05 Feb Have a damn opinion
I stole that headline. It’s fantastically abrasive and the idea behind it is equally as hard to face.
Designers (and probably everyone else too) should be more brave and authentic to themselves. I read that headline at the same time I was self-censoring a post on Linkedin.
Linkedin is all about business, I thought to myself. You gotta be serious and curate your “workplace brand.” You have to make yourself more attractive to the next potential employer.
Screw that.
I realised my workplace brand is outspoken and involved. With a strong backbone of ethical design practice – and I shouldn’t hold that back. It helps me do great work. And it’s authentic.
It’s super easy to stop yourself speaking out and just sit on your ‘But’.
“But this might be a dumb idea”
“But who care’s what I think.”
“But I gotta pay the rent”
As a designer you are employed to be a designer. That involves so much more than making the logo 10% bigger. If you’re a junior just starting out or a 20 year veteran, your authentic opinion counts for something. You were hired because the person who hired you couldn’t do your job.
Don’t get me wrong, if you’re going to tell me “I think it should be blue” then you better have a good reason why.
It’s damn hard to face our fear of speaking up. It’s more than just a confidence issue. It’s believing that you don’t need permission to be who you are. The credit belongs to the man or woman who is actually in the arena. Get in the arena.*
The path for overcoming fears is always straight through. Speaking up more and more creates more confidence. Sure some people may not like it and you may even lose a client, but this is how you find the ones who will appreciate you for who you are.
It will hurt for a bit but in time it will make you more resilient.
As graphic designer, artist and writer James Victore says: ‘If you play safe and choke back your voice, you are like a rudderless ship – taking direction from the waves’.
Learn more about being brave and authentic.
James Victore is a great inpiration for anyone. His latest book, Feck Perfuction is worth reading over and over. James is just ridiculously good and honest. He should be your hero. And sorry James for stealing your headline.
Brene Brown is also great. Her book on bravery, Dare to Lead, is a gripping read and will help anyone to be better at being true to themselves.
*Mashup of a 1910 Theodore Roosevelt quote. Worth reading the whole thing:
Theodore Roosevelt, the Man in the Arena. Delivered at the Sorbonne (Paris) on April 23, 1910.

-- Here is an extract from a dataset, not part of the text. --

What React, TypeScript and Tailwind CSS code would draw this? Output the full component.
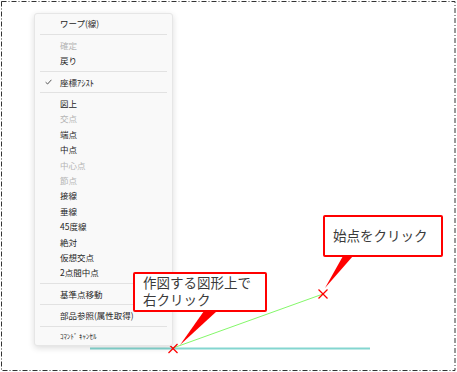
import React from "react"

type Row = { kind: "item"; label: string; disabled?: boolean; checked?: boolean; small?: boolean } | { kind: "sep" }

const rows: Row[] = [
  { kind: "item", label: "ワープ(線)" },
  { kind: "sep" },
  { kind: "item", label: "確定", disabled: true },
  { kind: "item", label: "戻り" },
  { kind: "sep" },
  { kind: "item", label: "座標ｱｼｽﾄ", checked: true },
  { kind: "sep" },
  { kind: "item", label: "図上" },
  { kind: "item", label: "交点", disabled: true },
  { kind: "item", label: "端点" },
  { kind: "item", label: "中点" },
  { kind: "item", label: "中心点", disabled: true },
  { kind: "item", label: "節点", disabled: true },
  { kind: "item", label: "接線" },
  { kind: "item", label: "垂線" },
  { kind: "item", label: "45度線" },
  { kind: "item", label: "絶対" },
  { kind: "item", label: "仮想交点" },
  { kind: "item", label: "2点間中点" },
  { kind: "sep" },
  { kind: "item", label: "基準点移動" },
  { kind: "sep" },
  { kind: "item", label: "部品参照(属性取得)" },
  { kind: "sep" },
  { kind: "item", label: "ｺﾏﾝﾄﾞ ｷｬﾝｾﾙ", small: true },
]

function ContextMenu() {
  return (
    <div className="absolute left-[34px] top-[13px] w-[139px] pt-[2px] pb-[1px] rounded-[3px] border border-[#e6e6e6] bg-[#f9f9f9] shadow-[0_2px_6px_rgba(0,0,0,0.14)]">
      {rows.map((r, i) =>
        r.kind === "sep" ? (
          <div key={i} className="flex h-[6px] items-center px-[5px]">
            <div className="h-px w-full bg-[#e2e2e2]" />
          </div>
        ) : (
          <div key={i} className="flex h-[15.4px] items-center">
            <div className="flex w-[25px] justify-center pl-[2px]">
              {r.checked && (
                <svg width="7" height="6" viewBox="0 0 7 6">
                  <path d="M0.6 3.2 L2.6 5 L6.4 0.8" fill="none" stroke="#444" strokeWidth="0.9" />
                </svg>
              )}
            </div>
            <span
              className={`whitespace-nowrap leading-none ${r.small ? "text-[7px]" : "text-[8.5px]"} ${
                r.disabled ? "text-[#b4b4b4]" : "text-[#262626]"
              }`}
            >
              {r.label}
            </span>
          </div>
        )
      )}
    </div>
  )
}

function Callout({ className, lines }: { className: string; lines: string[] }) {
  return (
    <div className={`absolute flex flex-col rounded-[2px] border-2 border-[#ff0000] bg-white pl-[8px] text-[13.5px] leading-[16.7px] text-[#3a3a3a] ${className}`}>
      {lines.map((l) => (
        <div key={l} className="whitespace-nowrap">
          {l}
        </div>
      ))}
    </div>
  )
}

export default function App() {
  return (
    <div className="relative h-[372px] w-[457px] overflow-hidden bg-white font-['Noto_Sans_CJK_JP','Noto_Sans',sans-serif]">
      <svg className="absolute inset-0" width="457" height="372">
        <rect x="1.5" y="1.5" width="453.5" height="369" fill="none" stroke="#333" strokeWidth="1" strokeDasharray="5 2 1 2" />
        <line x1="90" y1="348.5" x2="370" y2="348.5" stroke="#84d6d0" strokeWidth="2" />
        <line x1="173" y1="348" x2="323" y2="294" stroke="#84f86a" strokeWidth="1" />
        <polygon points="204,311 217,311 180,345" fill="#ff0000" />
        <polygon points="343,256 353,256 325,288" fill="#ff0000" />
        <g stroke="#ff0000" strokeWidth="1.3">
          <line x1="168.5" y1="344" x2="177.5" y2="353" />
          <line x1="177.5" y1="344" x2="168.5" y2="353" />
          <line x1="318.5" y1="289.5" x2="327.5" y2="298.5" />
          <line x1="327.5" y1="289.5" x2="318.5" y2="298.5" />
        </g>
      </svg>
      <ContextMenu />
      <Callout className="left-[133px] top-[272px] h-[40px] w-[134px] justify-start" lines={["作図する図形上で", "右クリック"]} />
      <Callout className="left-[323px] top-[215px] h-[42px] w-[120px] justify-center pb-[2px]" lines={["始点をクリック"]} />
    </div>
  )
}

“It is not the critic who counts; not the man who points out how the strong man stumbles, or where the doer of deeds could have done them better. The credit belongs to the man who is actually in the arena, whose face is marred by dust and sweat and blood; who strives valiantly; who errs, who comes short again and again, because there is no effort without error and shortcoming; but who does actually strive to do the deeds; who knows great enthusiasms, the great devotions; who spends himself in a worthy cause; who at the best knows in the end the triumph of high achievement, and who at the worst, if he fails, at least fails while daring greatly, so that his place shall never be with those cold and timid souls who neither know victory nor defeat.”